8 naissances et 4 séparations poignantes à la première maternité COVID-19
Chaque naissance dans ces circonstances "est une joie et un soulagement", indique Orit Horovitz, infirmière à l'hôpital Sheba ; malheureusement, le lien maternel est mis à mal
Dans la toute nouvelle maternité israélienne, les mères sont contraintes à des adieux déchirants avec leur bébé quelques instants après l’accouchement, sachant qu’elles ne le tiendront ni ne le toucheront pas pendant des jours.
Huit bébés sont déjà nés dans le premier service d’obstétrique et de gynécologie COVID-19 du pays, au centre médical Sheba à Ramat Gan, depuis son ouverture début avril. Toutes les mères sont porteuses du virus, mais les bébés sont tous nés en bonne santé et sans être porteurs du virus.
« C’est une situation très dramatique », rapporte Eldad Katorza, le médecin en chef qui supervise le service. « Ce n’est pas dans la nature des êtres humains de séparer les bébés de leur mère. Tous les liens sont censés se créer à ce stade – c’est contraire à l’instinct humain et médical. »
« Mais malheureusement, avec le coronavirus, les choses ont complètement changé. »

La moitié des femmes ont jusqu’à présent décidé d’aller contre les recommandations des médecins et de rester avec leurs nouveaux-nés, rapporte Eyal Sivan, responsable des opérations de la maternité de Sheba.
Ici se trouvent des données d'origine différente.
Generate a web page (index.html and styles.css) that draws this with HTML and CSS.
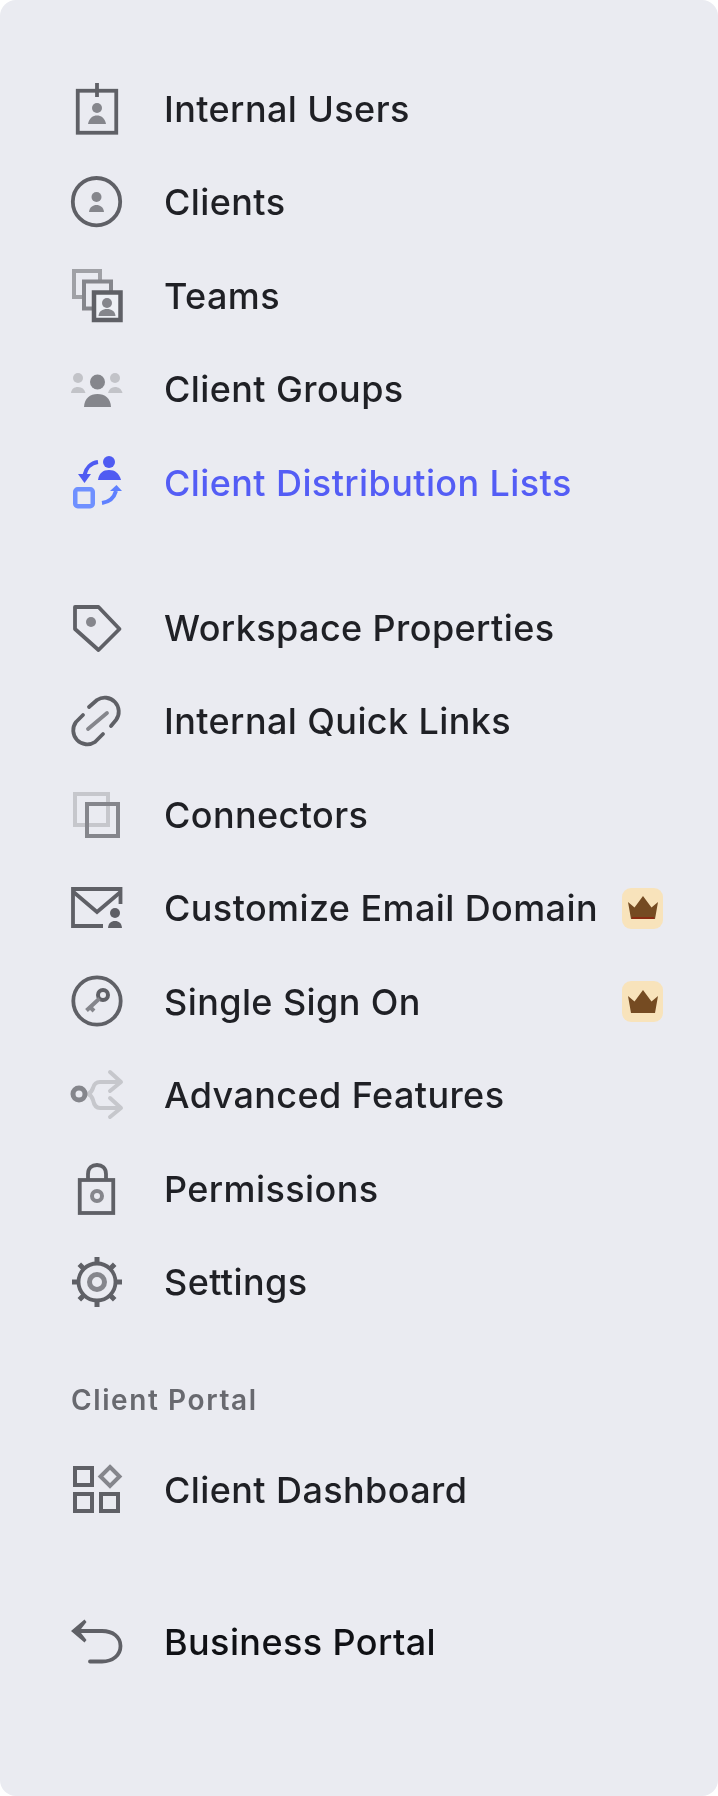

Selon lui, il est trop tôt pour savoir si l’un des bébés a été infecté.
Face aux difficultés du service, l’infirmière en chef Orit Horovitz indique que chaque naissance apporte un sentiment de bonheur. « C’est une grande joie et un grand soulagement chaque fois qu’il y a une naissance dans ces circonstances », commente-t-elle.
Pour les femmes qui optent pour la séparation, elles ne peuvent approcher leur bébé, tant qu’elles sont infectées, que derrière une fenêtre en verre, à travers laquelle elles le regardent avec peine.
Théoriquement, ces mères pourraient voir leur bébé pendant une courte période pour l’allaiter, mais les aspects pratiques sont trop risqués, explique le Dr Katorza. « Jusqu’à présent, nous pensons que le virus n’est pas transmis par le lait, mais la mère ne peut pas porter de gants et de masques pour allaiter », indique-t-il.
À la naissance, aucun membre de la famille n’est autorisé. Cette règle est aujourd’hui en vigueur dans de nombreuses maternités ordinaires, mais la différence au sein de l’unité coronavirus est que les seules personnes qui y assistent sont les soignants en combinaison de protection, ce qui rend difficile de parler clairement et de communiquer au travers des expressions du visage.

« C’est difficile, et c’est très, très étrange, à la fois pour les mères et pour le personnel », confie le médecin. « L’accouchement est un moment très intime et plein d’émotions en temps normal, et là, c’est très différent. Il y a moins d’intimité et plus de distance. »
Eyal Sivan explique que le personnel essaye de diverses manières de créer des liens avec les patients malgré les tenues de protection. « La façon dont nous nous habillons semble surréaliste », confirme-t-il. « Pour essayer de créer un lien personnel, nous portons de grands autocollants sur nos blouses avec une photo de nous, quand nous ne portons pas ces costumes spéciaux. »
Avant, pendant et après l’accouchement, les infirmières vont au-delà de leur rôle normal et essaient d’agir comme des compagnons pour les femmes, révèle Orit Horovitz. « Dans ces circonstances, nous sommes le soutien et les amis des femmes ainsi que leur personnel médical », ajoute-t-elle.
Le service comprend de nombreux aspects obstétriques et gynécologiques réservés aux seules femmes contaminées par le coronavirus, notamment des salles d’opération, des lits post-partum, des lits gynécologiques et une unité spéciale pour les nouveaux-nés.
L’idée derrière la gamme croissante d’installations séparées de Sheba pour les patients atteints du coronavirus est de les servir et de s’assurer que les non-porteurs ne craignent pas de se rendre à l’hôpital, explique le Dr Katorza.
« Nous voulons encourager les patients atteints de maladies chroniques, de cancer et d’autres affections à ne pas négliger leur situation médicale. »
« Les personnes qui ont besoin de se rendre à l’hôpital ne doivent pas avoir peur », souligne-t-il. On tente pour cela de leur faire prendre conscience que « nous nous assurons que l’hôpital soit aussi exempt du coronavirus que possible ».